__DATA EXTRACT__
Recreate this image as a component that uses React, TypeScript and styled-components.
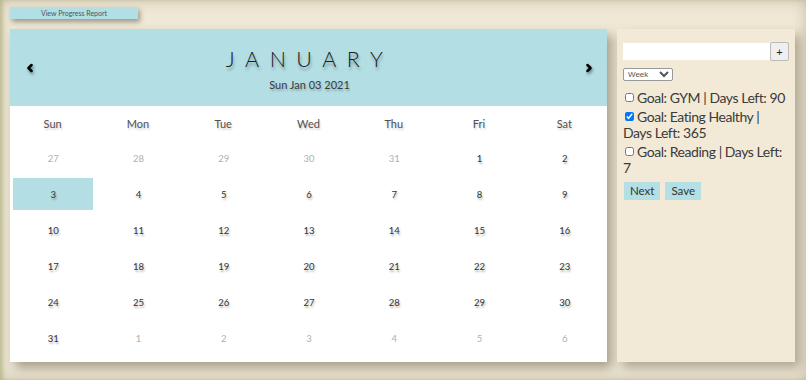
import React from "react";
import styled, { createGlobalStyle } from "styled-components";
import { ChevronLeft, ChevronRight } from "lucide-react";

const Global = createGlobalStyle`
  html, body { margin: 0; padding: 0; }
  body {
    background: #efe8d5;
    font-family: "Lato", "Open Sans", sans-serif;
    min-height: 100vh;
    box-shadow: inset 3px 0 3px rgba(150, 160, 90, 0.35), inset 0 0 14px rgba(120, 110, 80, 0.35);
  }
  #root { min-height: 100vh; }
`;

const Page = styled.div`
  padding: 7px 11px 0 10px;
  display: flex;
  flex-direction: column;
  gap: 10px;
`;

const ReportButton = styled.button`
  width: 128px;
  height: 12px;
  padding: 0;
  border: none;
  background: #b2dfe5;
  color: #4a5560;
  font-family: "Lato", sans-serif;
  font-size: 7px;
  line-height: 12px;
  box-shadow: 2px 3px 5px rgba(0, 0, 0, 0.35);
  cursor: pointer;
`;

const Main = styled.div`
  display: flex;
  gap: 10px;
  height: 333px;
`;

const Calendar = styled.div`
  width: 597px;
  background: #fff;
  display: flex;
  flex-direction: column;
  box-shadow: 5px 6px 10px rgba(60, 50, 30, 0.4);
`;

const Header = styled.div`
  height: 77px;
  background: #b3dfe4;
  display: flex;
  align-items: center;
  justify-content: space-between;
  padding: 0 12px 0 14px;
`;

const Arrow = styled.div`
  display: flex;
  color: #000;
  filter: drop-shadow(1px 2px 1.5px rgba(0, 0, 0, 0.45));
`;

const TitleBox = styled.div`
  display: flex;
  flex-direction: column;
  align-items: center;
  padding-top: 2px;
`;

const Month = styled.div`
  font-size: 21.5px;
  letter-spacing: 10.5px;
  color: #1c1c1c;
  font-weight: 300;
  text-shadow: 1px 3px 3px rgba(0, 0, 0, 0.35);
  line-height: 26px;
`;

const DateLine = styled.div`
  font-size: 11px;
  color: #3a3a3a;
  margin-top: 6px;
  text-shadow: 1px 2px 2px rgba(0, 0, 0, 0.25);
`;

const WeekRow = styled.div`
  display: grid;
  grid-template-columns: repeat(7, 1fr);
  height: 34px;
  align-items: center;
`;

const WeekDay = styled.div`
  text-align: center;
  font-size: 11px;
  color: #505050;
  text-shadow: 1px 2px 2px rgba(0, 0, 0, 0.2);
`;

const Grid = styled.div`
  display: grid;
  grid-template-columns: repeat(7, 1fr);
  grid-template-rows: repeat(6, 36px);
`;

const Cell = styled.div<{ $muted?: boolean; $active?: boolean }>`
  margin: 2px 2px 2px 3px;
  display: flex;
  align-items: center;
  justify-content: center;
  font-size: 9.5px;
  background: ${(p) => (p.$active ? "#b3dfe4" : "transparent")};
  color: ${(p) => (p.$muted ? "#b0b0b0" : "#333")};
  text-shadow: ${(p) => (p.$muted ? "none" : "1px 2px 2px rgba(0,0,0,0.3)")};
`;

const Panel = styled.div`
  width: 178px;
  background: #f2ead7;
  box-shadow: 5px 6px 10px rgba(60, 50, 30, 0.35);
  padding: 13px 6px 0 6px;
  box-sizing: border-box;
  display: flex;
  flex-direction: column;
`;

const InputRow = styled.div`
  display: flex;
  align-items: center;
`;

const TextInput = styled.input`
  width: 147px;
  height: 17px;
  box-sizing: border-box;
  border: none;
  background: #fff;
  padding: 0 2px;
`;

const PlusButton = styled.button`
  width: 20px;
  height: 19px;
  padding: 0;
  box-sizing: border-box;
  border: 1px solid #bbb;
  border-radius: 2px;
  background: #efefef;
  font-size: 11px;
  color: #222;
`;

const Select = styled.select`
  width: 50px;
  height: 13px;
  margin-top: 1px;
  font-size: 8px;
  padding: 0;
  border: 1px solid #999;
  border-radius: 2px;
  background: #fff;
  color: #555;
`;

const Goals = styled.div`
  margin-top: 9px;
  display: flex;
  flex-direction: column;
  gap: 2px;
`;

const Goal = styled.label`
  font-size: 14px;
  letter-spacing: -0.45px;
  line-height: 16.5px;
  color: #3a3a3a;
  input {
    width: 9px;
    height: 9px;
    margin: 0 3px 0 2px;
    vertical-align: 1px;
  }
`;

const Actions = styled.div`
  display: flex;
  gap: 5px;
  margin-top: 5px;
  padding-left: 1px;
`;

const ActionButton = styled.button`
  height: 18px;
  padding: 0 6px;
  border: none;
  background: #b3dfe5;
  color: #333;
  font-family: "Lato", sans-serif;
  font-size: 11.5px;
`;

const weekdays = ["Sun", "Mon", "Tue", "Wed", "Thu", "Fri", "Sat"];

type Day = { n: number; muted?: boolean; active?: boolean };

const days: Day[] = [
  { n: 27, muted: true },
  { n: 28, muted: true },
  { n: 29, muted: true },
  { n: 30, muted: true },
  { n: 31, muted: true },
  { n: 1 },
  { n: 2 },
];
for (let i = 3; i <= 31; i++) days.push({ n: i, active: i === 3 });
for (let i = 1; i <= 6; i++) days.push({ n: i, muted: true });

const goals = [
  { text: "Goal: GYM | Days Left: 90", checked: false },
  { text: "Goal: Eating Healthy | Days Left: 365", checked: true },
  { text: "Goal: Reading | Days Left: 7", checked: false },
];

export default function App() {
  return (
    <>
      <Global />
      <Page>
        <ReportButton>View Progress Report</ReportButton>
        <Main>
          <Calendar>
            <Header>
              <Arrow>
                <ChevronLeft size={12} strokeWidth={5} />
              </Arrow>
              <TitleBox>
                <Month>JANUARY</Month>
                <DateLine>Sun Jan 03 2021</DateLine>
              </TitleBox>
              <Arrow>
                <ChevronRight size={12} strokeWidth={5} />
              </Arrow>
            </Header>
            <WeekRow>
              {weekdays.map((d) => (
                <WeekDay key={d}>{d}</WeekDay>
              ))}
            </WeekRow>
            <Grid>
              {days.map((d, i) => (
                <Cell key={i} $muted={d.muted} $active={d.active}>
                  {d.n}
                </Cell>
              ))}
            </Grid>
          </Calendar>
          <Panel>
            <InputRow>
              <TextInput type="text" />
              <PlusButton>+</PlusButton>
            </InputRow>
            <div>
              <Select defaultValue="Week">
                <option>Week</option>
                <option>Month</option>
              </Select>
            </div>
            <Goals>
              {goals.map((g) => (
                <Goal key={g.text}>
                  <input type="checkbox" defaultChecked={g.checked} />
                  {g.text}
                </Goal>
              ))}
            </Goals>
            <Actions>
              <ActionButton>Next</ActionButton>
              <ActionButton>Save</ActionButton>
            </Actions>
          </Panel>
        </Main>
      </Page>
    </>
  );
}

__GOAL__
Leaving the pictures aside, transcribe the entire listing exactly.

__RESULT OF THE EXERCISE__
Recreate this image as a component that uses React, TypeScript and styled-components.
import React from "react";
import styled, { createGlobalStyle } from "styled-components";
import { ChevronLeft, ChevronRight } from "lucide-react";

const Global = createGlobalStyle`
  html, body { margin: 0; padding: 0; }
  body {
    background: #efe8d5;
    font-family: "Lato", "Open Sans", sans-serif;
    min-height: 100vh;
    box-shadow: inset 3px 0 3px rgba(150, 160, 90, 0.35), inset 0 0 14px rgba(120, 110, 80, 0.35);
  }
  #root { min-height: 100vh; }
`;

const Page = styled.div`
  padding: 7px 11px 0 10px;
  display: flex;
  flex-direction: column;
  gap: 10px;
`;

const ReportButton = styled.button`
  width: 128px;
  height: 12px;
  padding: 0;
  border: none;
  background: #b2dfe5;
  color: #4a5560;
  font-family: "Lato", sans-serif;
  font-size: 7px;
  line-height: 12px;
  box-shadow: 2px 3px 5px rgba(0, 0, 0, 0.35);
  cursor: pointer;
`;

const Main = styled.div`
  display: flex;
  gap: 10px;
  height: 333px;
`;

const Calendar = styled.div`
  width: 597px;
  background: #fff;
  display: flex;
  flex-direction: column;
  box-shadow: 5px 6px 10px rgba(60, 50, 30, 0.4);
`;

const Header = styled.div`
  height: 77px;
  background: #b3dfe4;
  display: flex;
  align-items: center;
  justify-content: space-between;
  padding: 0 12px 0 14px;
`;

const Arrow = styled.div`
  display: flex;
  color: #000;
  filter: drop-shadow(1px 2px 1.5px rgba(0, 0, 0, 0.45));
`;

const TitleBox = styled.div`
  display: flex;
  flex-direction: column;
  align-items: center;
  padding-top: 2px;
`;

const Month = styled.div`
  font-size: 21.5px;
  letter-spacing: 10.5px;
  color: #1c1c1c;
  font-weight: 300;
  text-shadow: 1px 3px 3px rgba(0, 0, 0, 0.35);
  line-height: 26px;
`;

const DateLine = styled.div`
  font-size: 11px;
  color: #3a3a3a;
  margin-top: 6px;
  text-shadow: 1px 2px 2px rgba(0, 0, 0, 0.25);
`;

const WeekRow = styled.div`
  display: grid;
  grid-template-columns: repeat(7, 1fr);
  height: 34px;
  align-items: center;
`;

const WeekDay = styled.div`
  text-align: center;
  font-size: 11px;
  color: #505050;
  text-shadow: 1px 2px 2px rgba(0, 0, 0, 0.2);
`;

const Grid = styled.div`
  display: grid;
  grid-template-columns: repeat(7, 1fr);
  grid-template-rows: repeat(6, 36px);
`;

const Cell = styled.div<{ $muted?: boolean; $active?: boolean }>`
  margin: 2px 2px 2px 3px;
  display: flex;
  align-items: center;
  justify-content: center;
  font-size: 9.5px;
  background: ${(p) => (p.$active ? "#b3dfe4" : "transparent")};
  color: ${(p) => (p.$muted ? "#b0b0b0" : "#333")};
  text-shadow: ${(p) => (p.$muted ? "none" : "1px 2px 2px rgba(0,0,0,0.3)")};
`;

const Panel = styled.div`
  width: 178px;
  background: #f2ead7;
  box-shadow: 5px 6px 10px rgba(60, 50, 30, 0.35);
  padding: 13px 6px 0 6px;
  box-sizing: border-box;
  display: flex;
  flex-direction: column;
`;

const InputRow = styled.div`
  display: flex;
  align-items: center;
`;

const TextInput = styled.input`
  width: 147px;
  height: 17px;
  box-sizing: border-box;
  border: none;
  background: #fff;
  padding: 0 2px;
`;

const PlusButton = styled.button`
  width: 20px;
  height: 19px;
  padding: 0;
  box-sizing: border-box;
  border: 1px solid #bbb;
  border-radius: 2px;
  background: #efefef;
  font-size: 11px;
  color: #222;
`;

const Select = styled.select`
  width: 50px;
  height: 13px;
  margin-top: 1px;
  font-size: 8px;
  padding: 0;
  border: 1px solid #999;
  border-radius: 2px;
  background: #fff;
  color: #555;
`;

const Goals = styled.div`
  margin-top: 9px;
  display: flex;
  flex-direction: column;
  gap: 2px;
`;

const Goal = styled.label`
  font-size: 14px;
  letter-spacing: -0.45px;
  line-height: 16.5px;
  color: #3a3a3a;
  input {
    width: 9px;
    height: 9px;
    margin: 0 3px 0 2px;
    vertical-align: 1px;
  }
`;

const Actions = styled.div`
  display: flex;
  gap: 5px;
  margin-top: 5px;
  padding-left: 1px;
`;

const ActionButton = styled.button`
  height: 18px;
  padding: 0 6px;
  border: none;
  background: #b3dfe5;
  color: #333;
  font-family: "Lato", sans-serif;
  font-size: 11.5px;
`;

const weekdays = ["Sun", "Mon", "Tue", "Wed", "Thu", "Fri", "Sat"];

type Day = { n: number; muted?: boolean; active?: boolean };

const days: Day[] = [
  { n: 27, muted: true },
  { n: 28, muted: true },
  { n: 29, muted: true },
  { n: 30, muted: true },
  { n: 31, muted: true },
  { n: 1 },
  { n: 2 },
];
for (let i = 3; i <= 31; i++) days.push({ n: i, active: i === 3 });
for (let i = 1; i <= 6; i++) days.push({ n: i, muted: true });

const goals = [
  { text: "Goal: GYM | Days Left: 90", checked: false },
  { text: "Goal: Eating Healthy | Days Left: 365", checked: true },
  { text: "Goal: Reading | Days Left: 7", checked: false },
];

export default function App() {
  return (
    <>
      <Global />
      <Page>
        <ReportButton>View Progress Report</ReportButton>
        <Main>
          <Calendar>
            <Header>
              <Arrow>
                <ChevronLeft size={12} strokeWidth={5} />
              </Arrow>
              <TitleBox>
                <Month>JANUARY</Month>
                <DateLine>Sun Jan 03 2021</DateLine>
              </TitleBox>
              <Arrow>
                <ChevronRight size={12} strokeWidth={5} />
              </Arrow>
            </Header>
            <WeekRow>
              {weekdays.map((d) => (
                <WeekDay key={d}>{d}</WeekDay>
              ))}
            </WeekRow>
            <Grid>
              {days.map((d, i) => (
                <Cell key={i} $muted={d.muted} $active={d.active}>
                  {d.n}
                </Cell>
              ))}
            </Grid>
          </Calendar>
          <Panel>
            <InputRow>
              <TextInput type="text" />
              <PlusButton>+</PlusButton>
            </InputRow>
            <div>
              <Select defaultValue="Week">
                <option>Week</option>
                <option>Month</option>
              </Select>
            </div>
            <Goals>
              {goals.map((g) => (
                <Goal key={g.text}>
                  <input type="checkbox" defaultChecked={g.checked} />
                  {g.text}
                </Goal>
              ))}
            </Goals>
            <Actions>
              <ActionButton>Next</ActionButton>
              <ActionButton>Save</ActionButton>
            </Actions>
          </Panel>
        </Main>
      </Page>
    </>
  );
}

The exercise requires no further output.